昭和の風林史(昭和四八年四月九日掲載分)

悪夢の三日間 整理完了反騰へ

だいたい整理が終わった。値幅五千円。失神しかけるような凄いものだったが、今週底値を確認す。

「行列をぬけ出る稚児や花祭 無声女」

一万円を割るなどと、よもや思っていなかった。相場はこれだから怖いし、また面白い。それにしても、今回の下げは失神せんばかりである。いかに買い仕手に大きな〝ちょうちん〟がついていたかが判る。ちぎっては投げ、投げてはちぎって、また投げる。

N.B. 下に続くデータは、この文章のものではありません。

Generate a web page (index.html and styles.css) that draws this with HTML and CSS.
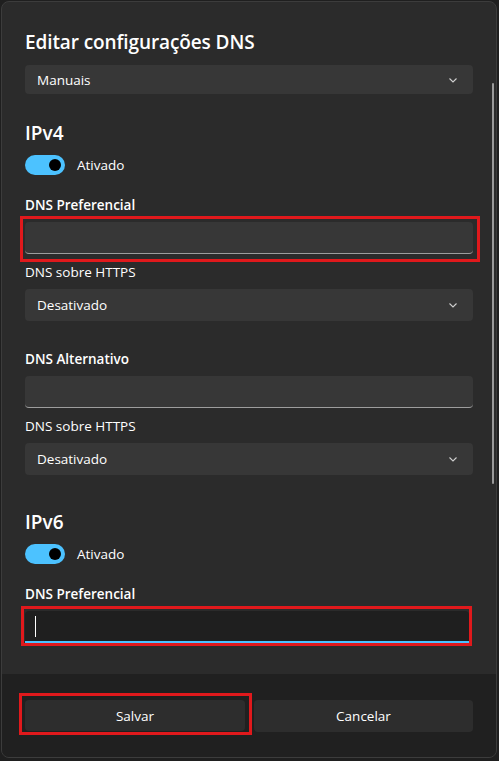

全商品、まさしく悪夢のような三日間である。すべてはきつい反動であった。

おりからミシシッピ川の氾濫が伝えられる。大相場師・近藤紡=近藤信男氏が今日あるは、ミシシッピ川の氾濫という風雲に乗じて綿花、綿糸、綿布の大投機を敢行したことによるものだ。今回の氾濫はミズーリ、イリノイ、ルイジアナ、ケンタッキー、テネシー、アーカンソー等七ツの州にまたがるもので大豆、とうもろこし、小麦、綿花等の被害は予想を上回り、これがいずれ世界の穀物相場に影響をもたらすだろう。

天災は先物市場の買い方にとって、好運の女神であり、風神である。

先物市場の存在価値は予測出来ない天候、天災などから生産者、流通業者が身を守るためのものである。

〝ミシシッピの賭博師〟などという映画があるのも、この地方はたえず天災が多く、自然、風土的にも投機師や賭博師が雲集しやすかったのかもしれない。

さて、下げも下げたり当限一代で五千円幅。八月限一代でも五千円替え。まいった、まいった本当にまいった。
おりから〝謹啓投機家殿追証は怖くないあなたの追証引き受けます〟というにくい広告(本紙)が出ている。ほんまかいな。筆者は電話してみた。どうぞ来て下さいという。五、七百万円から四、五千万円。24時間以内に現金を揃える。世の中いろいろ商売があるものだと感心する。

どうだろう。小豆相場は投げるところと目(もく)された目立つ玉は投げ終わったようだ。もちろんこの間、須々庄のお客のK氏のように一億円を軽く利食ったという人もある。高値の因果玉を頑張っている人もある。映画〝真昼の暗黒〟のラストシーンは『最高裁がある』と絶叫するが、失神しかけの小豆の買い方は『天候相場がある』―と望みをかける。

●編集部注
前にも書いたが、この当時の慶応大工学部の年間授業料が二十万円だ。 

少し前の小豆相場一枚の証拠金がこの額であったがこの変動だ。追証だけでなく、臨時増証拠金等もあったのではないか。